What you need to do: Identify all lines below that hold "React" and collect them.

Task material:
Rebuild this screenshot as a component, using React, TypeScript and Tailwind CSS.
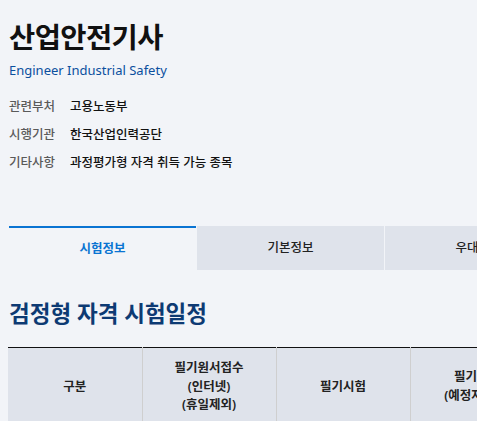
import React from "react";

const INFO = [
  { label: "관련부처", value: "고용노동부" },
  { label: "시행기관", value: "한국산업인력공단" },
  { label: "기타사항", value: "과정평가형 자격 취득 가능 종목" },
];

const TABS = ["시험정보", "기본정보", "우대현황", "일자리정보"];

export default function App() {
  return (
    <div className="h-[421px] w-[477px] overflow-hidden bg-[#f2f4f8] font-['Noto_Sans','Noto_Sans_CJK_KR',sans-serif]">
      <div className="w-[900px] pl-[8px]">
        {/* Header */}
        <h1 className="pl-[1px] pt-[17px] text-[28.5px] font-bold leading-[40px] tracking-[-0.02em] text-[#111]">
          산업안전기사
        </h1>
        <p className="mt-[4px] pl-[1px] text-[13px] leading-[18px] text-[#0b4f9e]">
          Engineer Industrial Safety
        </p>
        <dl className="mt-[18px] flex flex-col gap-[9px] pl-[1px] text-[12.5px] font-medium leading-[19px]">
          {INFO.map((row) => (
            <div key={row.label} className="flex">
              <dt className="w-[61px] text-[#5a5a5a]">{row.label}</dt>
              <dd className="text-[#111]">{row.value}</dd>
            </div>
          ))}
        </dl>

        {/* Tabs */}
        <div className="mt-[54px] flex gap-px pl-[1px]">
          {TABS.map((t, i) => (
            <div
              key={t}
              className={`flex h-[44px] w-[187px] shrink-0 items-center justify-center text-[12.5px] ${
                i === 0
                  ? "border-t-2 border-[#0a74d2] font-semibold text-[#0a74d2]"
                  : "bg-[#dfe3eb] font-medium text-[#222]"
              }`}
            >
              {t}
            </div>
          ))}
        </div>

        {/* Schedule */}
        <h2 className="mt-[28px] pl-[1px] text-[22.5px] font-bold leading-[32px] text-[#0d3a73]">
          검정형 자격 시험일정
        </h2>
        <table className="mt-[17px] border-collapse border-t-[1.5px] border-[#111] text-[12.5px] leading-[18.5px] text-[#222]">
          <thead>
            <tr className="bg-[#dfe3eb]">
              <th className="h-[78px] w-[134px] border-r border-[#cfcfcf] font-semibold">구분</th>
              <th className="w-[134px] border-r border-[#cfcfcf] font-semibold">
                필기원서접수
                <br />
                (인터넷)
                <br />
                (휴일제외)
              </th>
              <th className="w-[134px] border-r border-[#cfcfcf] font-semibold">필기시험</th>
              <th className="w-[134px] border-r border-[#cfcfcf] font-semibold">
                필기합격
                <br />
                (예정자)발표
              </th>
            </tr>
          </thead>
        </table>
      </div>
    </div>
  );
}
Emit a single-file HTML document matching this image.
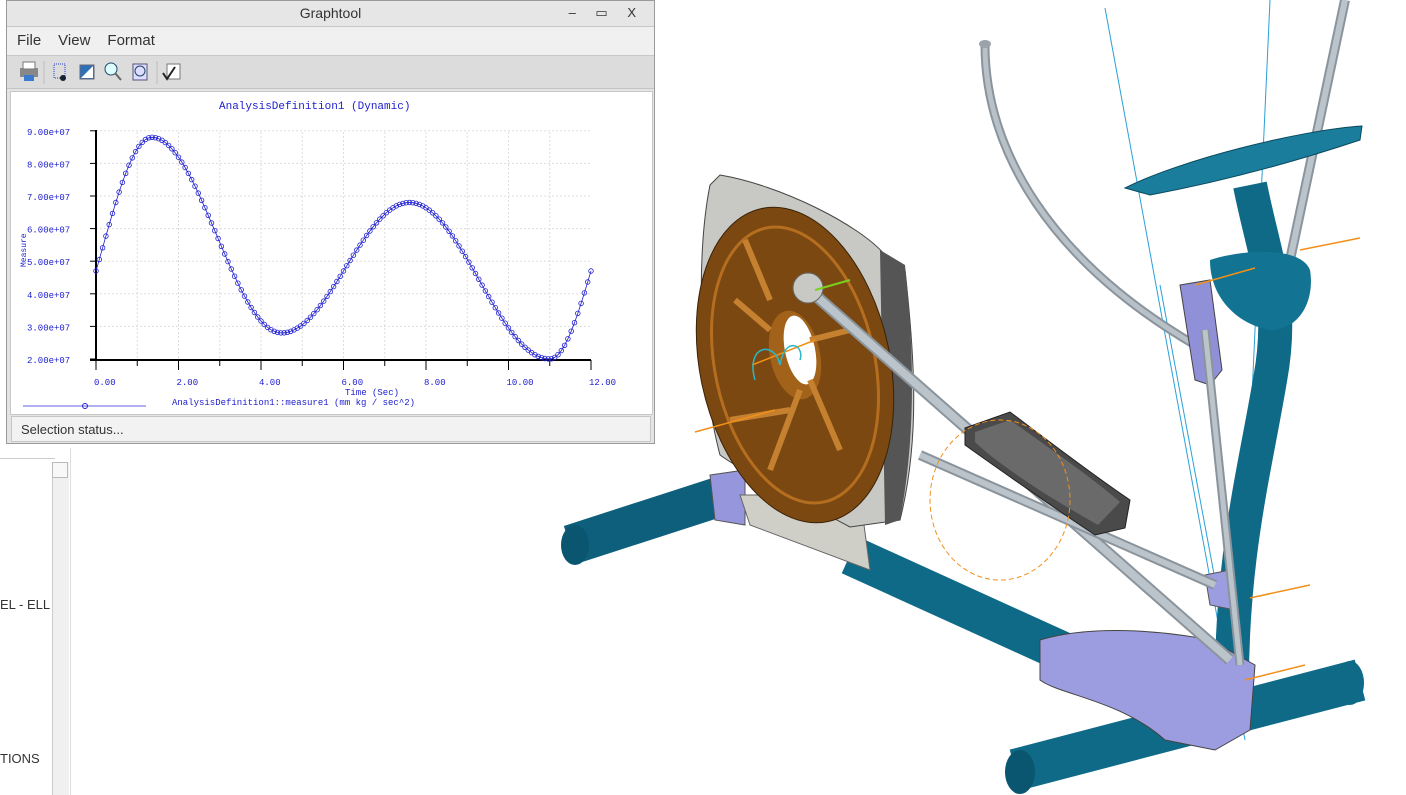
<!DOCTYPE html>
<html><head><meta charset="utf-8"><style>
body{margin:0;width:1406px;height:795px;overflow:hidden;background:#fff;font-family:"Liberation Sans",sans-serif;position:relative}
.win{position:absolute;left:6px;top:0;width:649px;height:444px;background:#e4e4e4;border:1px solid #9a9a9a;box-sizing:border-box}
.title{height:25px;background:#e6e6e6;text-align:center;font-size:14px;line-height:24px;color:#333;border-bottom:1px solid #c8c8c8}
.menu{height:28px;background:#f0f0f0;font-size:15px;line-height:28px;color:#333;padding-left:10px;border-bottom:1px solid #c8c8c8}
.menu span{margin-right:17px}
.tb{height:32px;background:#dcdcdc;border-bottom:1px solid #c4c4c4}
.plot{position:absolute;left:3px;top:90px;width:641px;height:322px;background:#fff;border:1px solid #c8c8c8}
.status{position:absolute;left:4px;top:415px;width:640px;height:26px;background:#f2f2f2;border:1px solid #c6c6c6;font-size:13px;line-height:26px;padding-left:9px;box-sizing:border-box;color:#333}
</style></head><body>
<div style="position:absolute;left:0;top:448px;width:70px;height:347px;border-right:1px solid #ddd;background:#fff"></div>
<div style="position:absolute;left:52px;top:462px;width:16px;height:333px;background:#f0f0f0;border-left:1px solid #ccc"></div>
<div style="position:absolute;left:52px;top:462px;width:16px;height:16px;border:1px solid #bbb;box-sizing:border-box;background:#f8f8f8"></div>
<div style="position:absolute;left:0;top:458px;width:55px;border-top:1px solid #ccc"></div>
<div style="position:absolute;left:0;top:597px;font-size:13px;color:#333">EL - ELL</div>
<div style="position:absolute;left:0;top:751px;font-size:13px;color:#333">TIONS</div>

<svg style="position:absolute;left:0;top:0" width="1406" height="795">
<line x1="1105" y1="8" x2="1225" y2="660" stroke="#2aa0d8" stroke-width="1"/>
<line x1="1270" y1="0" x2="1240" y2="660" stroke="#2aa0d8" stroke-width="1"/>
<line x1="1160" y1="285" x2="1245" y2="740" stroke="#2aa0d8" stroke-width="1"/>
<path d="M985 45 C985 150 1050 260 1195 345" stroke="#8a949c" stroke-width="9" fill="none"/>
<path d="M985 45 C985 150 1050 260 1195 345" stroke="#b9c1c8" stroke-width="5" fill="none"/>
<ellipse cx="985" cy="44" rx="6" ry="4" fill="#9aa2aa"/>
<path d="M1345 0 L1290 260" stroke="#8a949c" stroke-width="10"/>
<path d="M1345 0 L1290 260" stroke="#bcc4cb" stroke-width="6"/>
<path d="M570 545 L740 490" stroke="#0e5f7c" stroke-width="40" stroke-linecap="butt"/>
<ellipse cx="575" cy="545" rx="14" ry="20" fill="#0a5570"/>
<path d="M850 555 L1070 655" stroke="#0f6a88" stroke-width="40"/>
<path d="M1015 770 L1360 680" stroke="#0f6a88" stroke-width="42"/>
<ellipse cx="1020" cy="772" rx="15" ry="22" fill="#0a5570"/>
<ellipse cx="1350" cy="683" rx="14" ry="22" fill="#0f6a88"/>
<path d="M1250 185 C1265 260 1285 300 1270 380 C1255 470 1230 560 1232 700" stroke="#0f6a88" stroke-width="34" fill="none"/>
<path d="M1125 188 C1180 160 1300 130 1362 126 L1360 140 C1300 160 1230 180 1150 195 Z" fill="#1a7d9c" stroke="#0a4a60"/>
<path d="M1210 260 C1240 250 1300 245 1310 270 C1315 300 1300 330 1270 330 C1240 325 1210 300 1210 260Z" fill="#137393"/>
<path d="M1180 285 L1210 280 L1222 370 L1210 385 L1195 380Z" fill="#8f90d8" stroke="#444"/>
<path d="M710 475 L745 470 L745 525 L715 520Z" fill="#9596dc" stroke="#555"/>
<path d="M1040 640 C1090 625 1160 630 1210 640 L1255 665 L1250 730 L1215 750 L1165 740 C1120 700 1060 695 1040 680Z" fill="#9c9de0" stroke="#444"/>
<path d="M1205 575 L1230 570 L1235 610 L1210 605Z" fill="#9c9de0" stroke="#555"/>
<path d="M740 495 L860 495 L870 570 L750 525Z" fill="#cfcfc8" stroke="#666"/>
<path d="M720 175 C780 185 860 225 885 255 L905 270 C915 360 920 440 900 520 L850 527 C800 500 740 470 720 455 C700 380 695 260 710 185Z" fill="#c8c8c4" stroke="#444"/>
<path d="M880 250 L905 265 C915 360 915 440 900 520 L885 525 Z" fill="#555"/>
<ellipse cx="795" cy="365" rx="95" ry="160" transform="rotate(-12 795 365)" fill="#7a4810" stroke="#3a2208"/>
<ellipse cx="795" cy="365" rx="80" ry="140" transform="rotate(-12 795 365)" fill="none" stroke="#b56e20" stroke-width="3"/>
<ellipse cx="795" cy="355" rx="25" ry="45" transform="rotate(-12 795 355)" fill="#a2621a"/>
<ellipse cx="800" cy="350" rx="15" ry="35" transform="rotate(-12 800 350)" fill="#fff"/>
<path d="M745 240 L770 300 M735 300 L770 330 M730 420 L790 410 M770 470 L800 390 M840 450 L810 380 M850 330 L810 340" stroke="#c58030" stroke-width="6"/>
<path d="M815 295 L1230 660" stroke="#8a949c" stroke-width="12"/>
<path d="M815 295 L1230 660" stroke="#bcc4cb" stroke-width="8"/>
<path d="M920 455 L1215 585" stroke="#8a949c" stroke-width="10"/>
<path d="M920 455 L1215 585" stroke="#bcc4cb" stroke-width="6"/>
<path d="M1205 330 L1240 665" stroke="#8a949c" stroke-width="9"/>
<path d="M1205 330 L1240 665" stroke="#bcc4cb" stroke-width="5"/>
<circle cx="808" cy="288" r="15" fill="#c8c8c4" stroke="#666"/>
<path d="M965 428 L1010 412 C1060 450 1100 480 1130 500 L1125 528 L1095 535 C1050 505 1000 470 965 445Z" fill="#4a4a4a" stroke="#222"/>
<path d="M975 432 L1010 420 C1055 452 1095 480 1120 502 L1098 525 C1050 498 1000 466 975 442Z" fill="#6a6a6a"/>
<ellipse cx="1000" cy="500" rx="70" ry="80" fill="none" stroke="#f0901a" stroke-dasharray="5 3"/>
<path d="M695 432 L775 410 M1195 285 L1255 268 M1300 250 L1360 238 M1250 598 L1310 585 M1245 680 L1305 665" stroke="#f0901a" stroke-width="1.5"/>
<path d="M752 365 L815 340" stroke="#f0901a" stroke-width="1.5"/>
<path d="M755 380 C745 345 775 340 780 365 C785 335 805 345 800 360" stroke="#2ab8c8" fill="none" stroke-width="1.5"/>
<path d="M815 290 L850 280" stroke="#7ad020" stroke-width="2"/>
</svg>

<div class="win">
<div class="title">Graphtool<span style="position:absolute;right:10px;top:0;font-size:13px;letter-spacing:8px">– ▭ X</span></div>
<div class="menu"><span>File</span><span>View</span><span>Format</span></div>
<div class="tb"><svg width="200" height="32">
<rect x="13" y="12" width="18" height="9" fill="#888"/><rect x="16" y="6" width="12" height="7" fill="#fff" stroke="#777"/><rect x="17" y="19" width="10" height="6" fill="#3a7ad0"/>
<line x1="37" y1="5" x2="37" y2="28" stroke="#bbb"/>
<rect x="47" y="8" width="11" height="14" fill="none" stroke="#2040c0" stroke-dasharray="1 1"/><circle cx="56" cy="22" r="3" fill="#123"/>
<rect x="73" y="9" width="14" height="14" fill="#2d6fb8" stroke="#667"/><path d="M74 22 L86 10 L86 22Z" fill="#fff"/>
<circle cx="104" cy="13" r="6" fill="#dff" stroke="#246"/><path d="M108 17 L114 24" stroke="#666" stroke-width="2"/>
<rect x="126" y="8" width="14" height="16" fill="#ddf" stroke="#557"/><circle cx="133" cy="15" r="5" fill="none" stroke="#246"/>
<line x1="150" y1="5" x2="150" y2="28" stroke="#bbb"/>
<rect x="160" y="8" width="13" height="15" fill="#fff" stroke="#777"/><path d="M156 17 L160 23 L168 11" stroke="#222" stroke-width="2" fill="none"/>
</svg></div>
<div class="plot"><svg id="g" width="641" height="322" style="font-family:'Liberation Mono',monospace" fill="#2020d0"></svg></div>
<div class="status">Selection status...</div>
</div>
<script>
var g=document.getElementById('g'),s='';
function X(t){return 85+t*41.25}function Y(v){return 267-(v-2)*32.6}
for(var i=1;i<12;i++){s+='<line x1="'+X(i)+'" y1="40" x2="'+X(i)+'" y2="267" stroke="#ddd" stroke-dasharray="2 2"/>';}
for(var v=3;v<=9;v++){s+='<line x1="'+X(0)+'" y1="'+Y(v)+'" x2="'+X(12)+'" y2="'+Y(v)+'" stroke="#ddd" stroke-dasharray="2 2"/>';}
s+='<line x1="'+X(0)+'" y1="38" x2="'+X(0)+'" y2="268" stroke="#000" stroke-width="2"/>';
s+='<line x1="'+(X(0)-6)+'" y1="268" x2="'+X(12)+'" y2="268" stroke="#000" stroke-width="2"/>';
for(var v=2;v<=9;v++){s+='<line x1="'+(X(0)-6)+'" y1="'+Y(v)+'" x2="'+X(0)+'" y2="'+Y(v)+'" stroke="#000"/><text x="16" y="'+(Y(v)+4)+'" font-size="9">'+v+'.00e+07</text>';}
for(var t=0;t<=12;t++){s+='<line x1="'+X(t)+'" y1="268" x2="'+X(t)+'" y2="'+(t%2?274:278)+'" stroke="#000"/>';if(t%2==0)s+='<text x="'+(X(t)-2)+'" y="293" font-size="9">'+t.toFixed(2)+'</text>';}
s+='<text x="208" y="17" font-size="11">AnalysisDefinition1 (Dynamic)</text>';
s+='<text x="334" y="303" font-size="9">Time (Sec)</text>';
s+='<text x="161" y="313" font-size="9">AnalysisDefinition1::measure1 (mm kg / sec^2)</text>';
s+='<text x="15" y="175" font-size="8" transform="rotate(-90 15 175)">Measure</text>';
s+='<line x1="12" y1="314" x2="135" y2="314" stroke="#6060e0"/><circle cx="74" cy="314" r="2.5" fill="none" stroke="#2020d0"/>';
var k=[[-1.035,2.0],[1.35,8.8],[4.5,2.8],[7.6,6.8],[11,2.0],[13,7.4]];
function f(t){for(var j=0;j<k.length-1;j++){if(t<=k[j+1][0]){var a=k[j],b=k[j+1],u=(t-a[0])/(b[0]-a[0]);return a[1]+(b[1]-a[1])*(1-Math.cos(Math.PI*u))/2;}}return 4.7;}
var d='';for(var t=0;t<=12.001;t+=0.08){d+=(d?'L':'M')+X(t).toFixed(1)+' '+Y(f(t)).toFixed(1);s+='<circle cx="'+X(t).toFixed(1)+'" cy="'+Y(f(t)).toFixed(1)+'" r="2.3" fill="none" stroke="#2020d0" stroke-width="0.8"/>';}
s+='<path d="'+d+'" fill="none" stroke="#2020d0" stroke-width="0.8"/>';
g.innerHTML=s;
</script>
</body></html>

Expected answer:
Rebuild this screenshot as a component, using React, TypeScript and Tailwind CSS.
import React from "react";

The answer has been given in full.